3rd UPDATE: Aviva To Expand In Asia General Insurance Market
09 April 2010 - 8:56PM
Dow Jones News
U.K. insurance company Aviva PLC (AV.LN) Friday launched plans
to expand in the Asia general insurance market, returning to
Singapore after an absence of five years in a bid to tap the
region's significant growth potential.
The company was locked out of Singapore and some other Asian
markets by a non-compete clause when it sold its Asia general
insurance business to Mitsui Sumitomo (8725.TO) in 2005 for $450
million.
That clause expired earlier this year.
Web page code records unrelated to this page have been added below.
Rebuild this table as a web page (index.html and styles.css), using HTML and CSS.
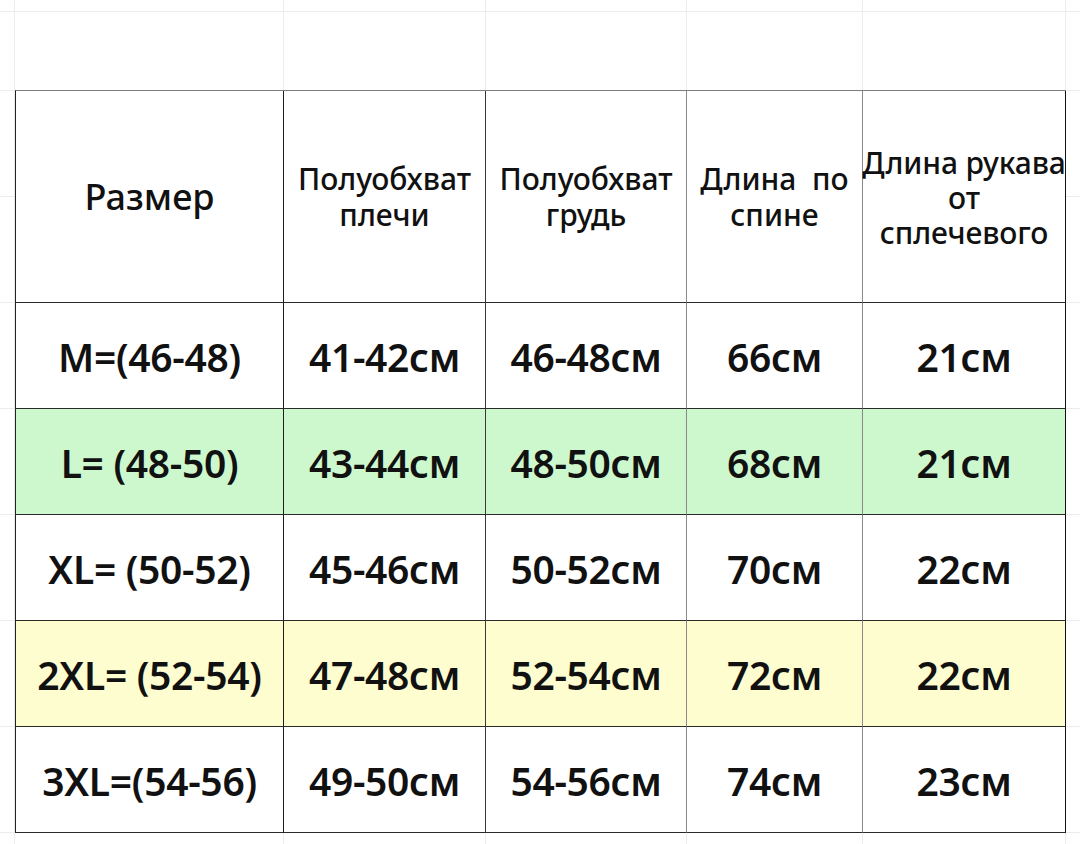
FILE: index.html
```html
<!DOCTYPE html>
<html lang="ru">
<head>
<meta charset="utf-8">
<title>Таблица размеров</title>
<link rel="stylesheet" href="styles.css">
</head>
<body>
<div class="sheet">
  <div class="size-table" role="table">
    <div class="cell head c1" role="columnheader"><span class="head-main">Размер</span></div>
    <div class="cell head c2" role="columnheader"><span>Полуобхват<br>плечи</span></div>
    <div class="cell head c3" role="columnheader"><span>Полуобхват<br>грудь</span></div>
    <div class="cell head c4" role="columnheader"><span>Длина&nbsp; по<br>спине</span></div>
    <div class="cell head c5" role="columnheader"><span class="head-tight">Длина рукава<br>от<br>сплечевого</span></div>

    <div class="cell c1">M=(46-48)</div>
    <div class="cell c2">41-42см</div>
    <div class="cell c3">46-48см</div>
    <div class="cell c4">66см</div>
    <div class="cell c5">21см</div>

    <div class="cell c1 green">L= (48-50)</div>
    <div class="cell c2 green">43-44см</div>
    <div class="cell c3 green">48-50см</div>
    <div class="cell c4 green">68см</div>
    <div class="cell c5 green">21см</div>

    <div class="cell c1">XL= (50-52)</div>
    <div class="cell c2">45-46см</div>
    <div class="cell c3">50-52см</div>
    <div class="cell c4">70см</div>
    <div class="cell c5">22см</div>

    <div class="cell c1 yellow">2XL= (52-54)</div>
    <div class="cell c2 yellow">47-48см</div>
    <div class="cell c3 yellow">52-54см</div>
    <div class="cell c4 yellow">72см</div>
    <div class="cell c5 yellow">22см</div>

    <div class="cell c1">3XL=(54-56)</div>
    <div class="cell c2">49-50см</div>
    <div class="cell c3">54-56см</div>
    <div class="cell c4">74см</div>
    <div class="cell c5">23см</div>
  </div>
</div>
</body>
</html>
```
FILE: styles.css
```css
html, body {
  margin: 0;
  padding: 0;
}

body {
  width: 1080px;
  height: 844px;
  overflow: hidden;
  background-color: #ffffff;
  background-image:
    linear-gradient(#ececec, #ececec),
    linear-gradient(#ececec 0 1px, transparent 1px),
    linear-gradient(#ececec, #ececec),
    linear-gradient(#ececec, #ececec),
    linear-gradient(#ececec, #ececec),
    linear-gradient(#ececec, #ececec),
    linear-gradient(#ececec, #ececec),
    linear-gradient(#ececec, #ececec);
  background-size:
    100% 1px,
    100% 106px,
    1px 100%, 1px 100%, 1px 100%, 1px 100%, 1px 100%, 1px 100%;
  background-position:
    0 11px,
    0 90px,
    14px 0, 283px 0, 485px 0, 686px 0, 862px 0, 1065px 0;
  background-repeat:
    no-repeat,
    repeat-y,
    no-repeat, no-repeat, no-repeat, no-repeat, no-repeat, no-repeat;
  font-family: "Noto Sans", "DejaVu Sans", sans-serif;
  color: #111111;
}

.sheet {
  padding: 90px 0 0 15px;
}

.size-table {
  display: grid;
  grid-template-columns: 268px 202px 201px 176px 203px;
  grid-template-rows: 212px repeat(5, 106px);
  width: max-content;
  border-top: 1px solid #7d7d7d;
  border-left: 1px solid #222222;
  background: #ffffff;
}

.cell {
  box-sizing: border-box;
  display: flex;
  align-items: center;
  justify-content: center;
  text-align: center;
  border-right: 1px solid #1e1e1e;
  border-bottom: 1px solid #2a2a2a;
  font-size: 39px;
  font-weight: 600;
  letter-spacing: -0.3px;
  white-space: nowrap;
  padding-top: 2px;
}

.cell.c2 {
  border-right-color: #3a3a3a;
}

.cell.c3,
.cell.c4 {
  border-right-color: #8a8a8a;
}

.cell.c5 {
  border-right-color: #111111;
}

.head {
  font-size: 30px;
  font-weight: 500;
  line-height: 36px;
  letter-spacing: 0;
  padding-top: 0;
}

.head-main {
  font-size: 36px;
  line-height: 44px;
}

.head-tight {
  font-size: 30px;
  line-height: 35px;
  letter-spacing: -0.1px;
  padding-top: 2px;
}

.green {
  background: #cdf8cd;
}

.yellow {
  background: #fefdcf;
}
```
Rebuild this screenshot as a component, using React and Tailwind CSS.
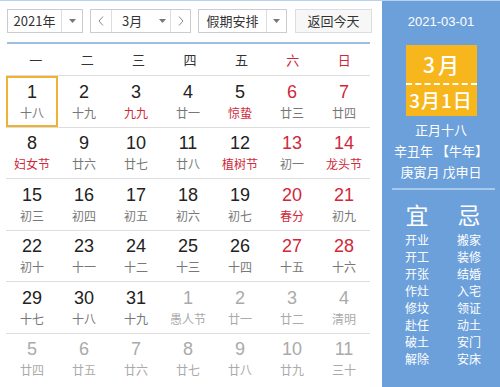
import React from "react";

const CJK = { fontFamily: '"Noto Sans CJK SC", "Liberation Sans", sans-serif' };
const NUM = { fontFamily: '"Liberation Sans", "Noto Sans CJK SC", sans-serif' };

const rows = [
  [["1", "十八"], ["2", "十九"], ["3", "九九", "r"], ["4", "廿一"], ["5", "惊蛰", "r"], ["6", "廿三", "", "w"], ["7", "廿四", "", "w"]],
  [["8", "妇女节", "r"], ["9", "廿六"], ["10", "廿七"], ["11", "廿八"], ["12", "植树节", "r"], ["13", "初一", "", "w"], ["14", "龙头节", "r", "w"]],
  [["15", "初三"], ["16", "初四"], ["17", "初五"], ["18", "初六"], ["19", "初七"], ["20", "春分", "r", "w"], ["21", "初九", "", "w"]],
  [["22", "初十"], ["23", "十一"], ["24", "十二"], ["25", "十三"], ["26", "十四"], ["27", "十五", "", "w"], ["28", "十六", "", "w"]],
  [["29", "十七"], ["30", "十八"], ["31", "十九"], ["1", "愚人节", "", "", "o"], ["2", "廿一", "", "", "o"], ["3", "廿二", "", "", "o"], ["4", "清明", "", "", "o"]],
  [["5", "廿四", "", "", "o"], ["6", "廿五", "", "", "o"], ["7", "廿六", "", "", "o"], ["8", "廿七", "", "", "o"], ["9", "廿八", "", "", "o"], ["10", "廿九", "", "", "o"], ["11", "三十", "", "", "o"]],
];

const Caret = () => (
  <svg width="7" height="4" viewBox="0 0 7 4"><path d="M0 0H7L3.5 4Z" fill="#777" /></svg>
);
const Chev = ({ dir }) => (
  <svg width="6" height="10" viewBox="0 0 6 10">
    <path d={dir === "l" ? "M5 0.5L1 5L5 9.5" : "M1 0.5L5 5L1 9.5"} fill="none" stroke="#888" strokeWidth="1" />
  </svg>
);

const yi = ["开业", "开工", "开张", "作灶", "修坟", "赴任", "破土", "解除"];
const ji = ["搬家", "装修", "结婚", "入宅", "领证", "动土", "安门", "安床"];

export default function App() {
  return (
    <div className="w-[500px] h-[387px] flex overflow-hidden border-t border-[#b9d3ef] bg-white" style={CJK}>
      <div className="w-[382px] h-full bg-white flex flex-col">
        <div className="flex items-start pt-[8px] pl-[7px] text-[13px] text-[#333]">
          <div className="w-[76px] h-[24px] border border-[#ccc] flex">
            <div className="w-[54px] flex items-center justify-center border-r border-[#ddd]">2021年</div>
            <div className="flex-1 flex items-center justify-center"><Caret /></div>
          </div>
          <div className="ml-[7px] w-[101px] h-[24px] border border-[#ccc] flex">
            <div className="w-[21px] flex items-center justify-center border-r border-[#ddd]"><Chev dir="l" /></div>
            <div className="w-[59px] flex items-center border-r border-[#ddd] pl-[10px]">
              <span>3月</span>
              <span className="ml-[17px] flex"><Caret /></span>
            </div>
            <div className="flex-1 flex items-center justify-center"><Chev dir="r" /></div>
          </div>
          <div className="ml-[7px] w-[89px] h-[24px] border border-[#ccc] flex">
            <div className="w-[68px] flex items-center justify-center border-r border-[#ddd]">假期安排</div>
            <div className="flex-1 flex items-center justify-center"><Caret /></div>
          </div>
          <div className="ml-[8px] w-[77px] h-[24px] border border-[#ddd] bg-[#f7f7f7] flex items-center justify-center">返回今天</div>
        </div>
        <div className="mt-[9px] ml-[7px] w-[363px] h-[2px] bg-[#9dbde3]"></div>
        <div className="ml-[6px] w-[364px] grid grid-cols-7 h-[31px] items-center text-[13px] pl-[4px]">
          {["一", "二", "三", "四", "五", "六", "日"].map((d, i) => (
            <div key={d} className={"text-center " + (i >= 5 ? "text-[#d0283a]" : "text-[#333]")}>{d}</div>
          ))}
        </div>
        <div className="ml-[6px] w-[364px] flex flex-col">
          {rows.map((row, ri) => (
            <div key={ri} className="grid grid-cols-7 h-[51.5px] border-t border-[#ddd]">
              {row.map(([n, l, lr, w, o], ci) => {
                const sel = ri === 0 && ci === 0;
                const numColor = o ? "text-[#aaa]" : w ? "text-[#d0283a]" : "text-[#222]";
                const lunColor = o ? "text-[#aaa]" : lr ? "text-[#d0283a]" : "text-[#777]";
                return (
                  <div key={ci} className={"flex flex-col items-center justify-center " + (sel ? "border-2 border-[#f0b232]" : "")}>
                    <div className={"text-[18px] leading-[20px] " + numColor} style={NUM}>{n}</div>
                    <div className={"text-[12px] leading-[16px] mt-[3px] " + lunColor}>{l}</div>
                  </div>
                );
              })}
            </div>
          ))}
        </div>
      </div>
      <div className="flex-1 h-full bg-[#6ca0da] flex flex-col items-center text-white">
        <div className="mt-[13px] text-[13px] leading-[16px]" style={NUM}>2021-03-01</div>
        <div className="mt-[15px] w-[71px] h-[71px] bg-[#f6b61c] flex flex-col">
          <div className="h-[38px] flex items-center justify-center text-[21px] font-medium tracking-[3px] pt-[2px] pl-[3px]">3月</div>
          <div className="border-t-2 border-dashed border-white"></div>
          <div className="flex-1 flex items-center justify-center text-[19px] font-medium tracking-[1px]">3月1日</div>
        </div>
        <div className="mt-[3px] text-[13px] leading-[21px] text-center">
          <div>正月十八</div>
          <div>辛丑年 【牛年】</div>
          <div>庚寅月 戊申日</div>
        </div>
        <div className="mt-[6px] ml-[5px] w-[103px] h-[2px] bg-[#a8c8ee]"></div>
        <div className="mt-[9px] ml-[4px] grid grid-cols-2 w-[104px]">
          <div className="flex flex-col items-center">
            <div className="text-[23px] leading-[30px]">宜</div>
            <div className="mt-[2px] flex flex-col items-center text-[12px] leading-[17px]">
              {yi.map((t) => <div key={t}>{t}</div>)}
            </div>
          </div>
          <div className="flex flex-col items-center">
            <div className="text-[23px] leading-[30px]">忌</div>
            <div className="mt-[2px] flex flex-col items-center text-[12px] leading-[17px]">
              {ji.map((t) => <div key={t}>{t}</div>)}
            </div>
          </div>
        </div>
      </div>
    </div>
  );
}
The Friday announcement
follows U.K. rival Prudential PLC's (PRU.LN) $35.5 billion bid for
American International Group Inc.'s (AIG) Asian business last
month. Aviva is the largest insurer in the U.K. by net written
premiums, ahead of Prudential.
Aviva said it started selling car insurance online in Singapore
from Friday with plans to move into home and travel insurance soon
as a base for expansion throughout the Asia region. An Aviva
spokeswoman declined to give earnings targets for the new
business.
"Our entry into Singapore marks the first step in our plan to
penetrate the rapidly expanding general insurance market in Asia,"
said Simon Machel, chief executive officer of Asia Pacific. Machel
said the rising affluence of Asian consumers has led to an
increasing demand to insure their growing assets.
Aviva already has general insurance operations in Sri Lanka and
Malaysia. Its general insurance and health premiums in the Asia
Pacific region were GBP49 million in 2009 out of a total worldwide
of GBP9.19 billion.
Machel said the company is evaluating other Asian markets but
wouldn't name them.
Prior to exiting its general insurance business in parts of
Asia, Aviva operated in 13 countries including Singapore, Hong
Kong, Malaysia, Thailand, Indonesia, the Philippines, Macau and
Brunei. "What I can say is that we won't be in all the markets we
were in before," Machel said.
In March, Aviva said 2009 operating profit fell 12% from the
year before as the recession hit consumer spending on insurance.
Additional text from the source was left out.